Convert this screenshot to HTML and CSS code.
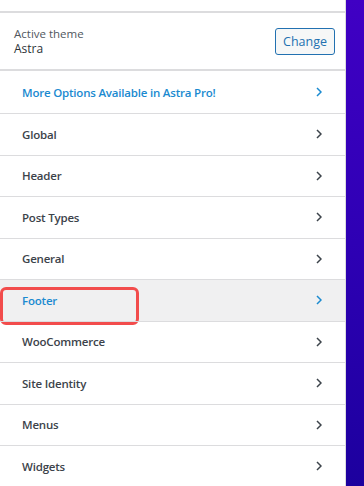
FILE: index.html
```html
<!DOCTYPE html>
<html>
<head>
<meta charset="utf-8">
<link rel="stylesheet" href="styles.css">
</head>
<body>
<div class="frame">
  <div class="panel">
    <div class="top-space"></div>
    <div class="theme">
      <div class="theme-info">
        <div class="theme-label">Active theme</div>
        <div class="theme-name">Astra</div>
      </div>
      <button class="change-btn">Change</button>
    </div>
    <ul class="menu">
      <li class="item pro first"><span>More Options Available in Astra Pro!</span><svg class="chev" viewBox="0 0 6 10"><path d="M1 1l4 4-4 4"/></svg></li>
      <li class="item"><span>Global</span><svg class="chev" viewBox="0 0 6 10"><path d="M1 1l4 4-4 4"/></svg></li>
      <li class="item"><span>Header</span><svg class="chev" viewBox="0 0 6 10"><path d="M1 1l4 4-4 4"/></svg></li>
      <li class="item"><span>Post Types</span><svg class="chev" viewBox="0 0 6 10"><path d="M1 1l4 4-4 4"/></svg></li>
      <li class="item"><span>General</span><svg class="chev" viewBox="0 0 6 10"><path d="M1 1l4 4-4 4"/></svg></li>
      <li class="item active"><span>Footer</span><svg class="chev" viewBox="0 0 6 10"><path d="M1 1l4 4-4 4"/></svg><div class="highlight"></div></li>
      <li class="item"><span>WooCommerce</span><svg class="chev" viewBox="0 0 6 10"><path d="M1 1l4 4-4 4"/></svg></li>
      <li class="item"><span>Site Identity</span><svg class="chev" viewBox="0 0 6 10"><path d="M1 1l4 4-4 4"/></svg></li>
      <li class="item"><span>Menus</span><svg class="chev" viewBox="0 0 6 10"><path d="M1 1l4 4-4 4"/></svg></li>
      <li class="item"><span>Widgets</span><svg class="chev" viewBox="0 0 6 10"><path d="M1 1l4 4-4 4"/></svg></li>
    </ul>
  </div>
  <div class="preview"></div>
</div>
</body>
</html>
```
FILE: styles.css
```css
html, body {
  margin: 0;
  padding: 0;
  height: 100%;
  overflow: hidden;
}
body {
  font-family: "Open Sans", "Noto Sans", sans-serif;
  background: #fff;
}
.frame {
  display: flex;
  height: 486px;
}
.panel {
  width: 345px;
  border-right: 1px solid #dcdcde;
  background: #fff;
  flex-shrink: 0;
}
.preview {
  flex: 1;
  background: linear-gradient(180deg, #4000c4 0%, #2e00b4 50%, #1c009e 100%);
}
.top-space {
  height: 11px;
  border-bottom: 2px solid #dcdcde;
}
.theme {
  height: 56px;
  border-bottom: 2px solid #dcdcde;
  display: flex;
  align-items: center;
  justify-content: space-between;
  padding: 0 10px 0 14px;
}
.theme-label {
  font-size: 11.5px;
  color: #50575e;
  line-height: 15px;
}
.theme-name {
  font-size: 12px;
  color: #2c3338;
  line-height: 15px;
}
.change-btn {
  font-family: inherit;
  font-size: 12.5px;
  color: #2271b1;
  background: #f6f7f7;
  border: 1px solid #2271b1;
  border-radius: 3px;
  height: 27px;
  width: 60px;
  padding: 0;
}
.menu {
  list-style: none;
  margin: 0;
  padding: 0;
}
.item {
  position: relative;
  height: 40.5px;
  border-top: 1px solid #dcdcde;
  display: flex;
  align-items: center;
  justify-content: space-between;
  padding: 0 23px 0 22px;
  font-size: 11.5px;
  font-weight: 600;
  letter-spacing: -0.2px;
  color: #3c434a;
}
.item.first {
  border-top: none;
  height: 42px;
}
.item.pro, .item.active {
  color: #1a8ad0;
}
.item.active {
  background: #f0f0f1;
}
.chev {
  width: 6px;
  height: 10px;
  fill: none;
  stroke: currentColor;
  stroke-width: 1.5;
}
.highlight {
  position: absolute;
  left: 0;
  top: 7px;
  width: 133px;
  height: 32px;
  border: 3px solid #f24c4c;
  border-radius: 6px;
}
```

§ TASK TO COMPLETE: Skip the images and write out the rest of the listing exactly.

§ CORRECT RESULT:
Convert this screenshot to HTML and CSS code.
FILE: index.html
```html
<!DOCTYPE html>
<html>
<head>
<meta charset="utf-8">
<link rel="stylesheet" href="styles.css">
</head>
<body>
<div class="frame">
  <div class="panel">
    <div class="top-space"></div>
    <div class="theme">
      <div class="theme-info">
        <div class="theme-label">Active theme</div>
        <div class="theme-name">Astra</div>
      </div>
      <button class="change-btn">Change</button>
    </div>
    <ul class="menu">
      <li class="item pro first"><span>More Options Available in Astra Pro!</span><svg class="chev" viewBox="0 0 6 10"><path d="M1 1l4 4-4 4"/></svg></li>
      <li class="item"><span>Global</span><svg class="chev" viewBox="0 0 6 10"><path d="M1 1l4 4-4 4"/></svg></li>
      <li class="item"><span>Header</span><svg class="chev" viewBox="0 0 6 10"><path d="M1 1l4 4-4 4"/></svg></li>
      <li class="item"><span>Post Types</span><svg class="chev" viewBox="0 0 6 10"><path d="M1 1l4 4-4 4"/></svg></li>
      <li class="item"><span>General</span><svg class="chev" viewBox="0 0 6 10"><path d="M1 1l4 4-4 4"/></svg></li>
      <li class="item active"><span>Footer</span><svg class="chev" viewBox="0 0 6 10"><path d="M1 1l4 4-4 4"/></svg><div class="highlight"></div></li>
      <li class="item"><span>WooCommerce</span><svg class="chev" viewBox="0 0 6 10"><path d="M1 1l4 4-4 4"/></svg></li>
      <li class="item"><span>Site Identity</span><svg class="chev" viewBox="0 0 6 10"><path d="M1 1l4 4-4 4"/></svg></li>
      <li class="item"><span>Menus</span><svg class="chev" viewBox="0 0 6 10"><path d="M1 1l4 4-4 4"/></svg></li>
      <li class="item"><span>Widgets</span><svg class="chev" viewBox="0 0 6 10"><path d="M1 1l4 4-4 4"/></svg></li>
    </ul>
  </div>
  <div class="preview"></div>
</div>
</body>
</html>
```
FILE: styles.css
```css
html, body {
  margin: 0;
  padding: 0;
  height: 100%;
  overflow: hidden;
}
body {
  font-family: "Open Sans", "Noto Sans", sans-serif;
  background: #fff;
}
.frame {
  display: flex;
  height: 486px;
}
.panel {
  width: 345px;
  border-right: 1px solid #dcdcde;
  background: #fff;
  flex-shrink: 0;
}
.preview {
  flex: 1;
  background: linear-gradient(180deg, #4000c4 0%, #2e00b4 50%, #1c009e 100%);
}
.top-space {
  height: 11px;
  border-bottom: 2px solid #dcdcde;
}
.theme {
  height: 56px;
  border-bottom: 2px solid #dcdcde;
  display: flex;
  align-items: center;
  justify-content: space-between;
  padding: 0 10px 0 14px;
}
.theme-label {
  font-size: 11.5px;
  color: #50575e;
  line-height: 15px;
}
.theme-name {
  font-size: 12px;
  color: #2c3338;
  line-height: 15px;
}
.change-btn {
  font-family: inherit;
  font-size: 12.5px;
  color: #2271b1;
  background: #f6f7f7;
  border: 1px solid #2271b1;
  border-radius: 3px;
  height: 27px;
  width: 60px;
  padding: 0;
}
.menu {
  list-style: none;
  margin: 0;
  padding: 0;
}
.item {
  position: relative;
  height: 40.5px;
  border-top: 1px solid #dcdcde;
  display: flex;
  align-items: center;
  justify-content: space-between;
  padding: 0 23px 0 22px;
  font-size: 11.5px;
  font-weight: 600;
  letter-spacing: -0.2px;
  color: #3c434a;
}
.item.first {
  border-top: none;
  height: 42px;
}
.item.pro, .item.active {
  color: #1a8ad0;
}
.item.active {
  background: #f0f0f1;
}
.chev {
  width: 6px;
  height: 10px;
  fill: none;
  stroke: currentColor;
  stroke-width: 1.5;
}
.highlight {
  position: absolute;
  left: 0;
  top: 7px;
  width: 133px;
  height: 32px;
  border: 3px solid #f24c4c;
  border-radius: 6px;
}
```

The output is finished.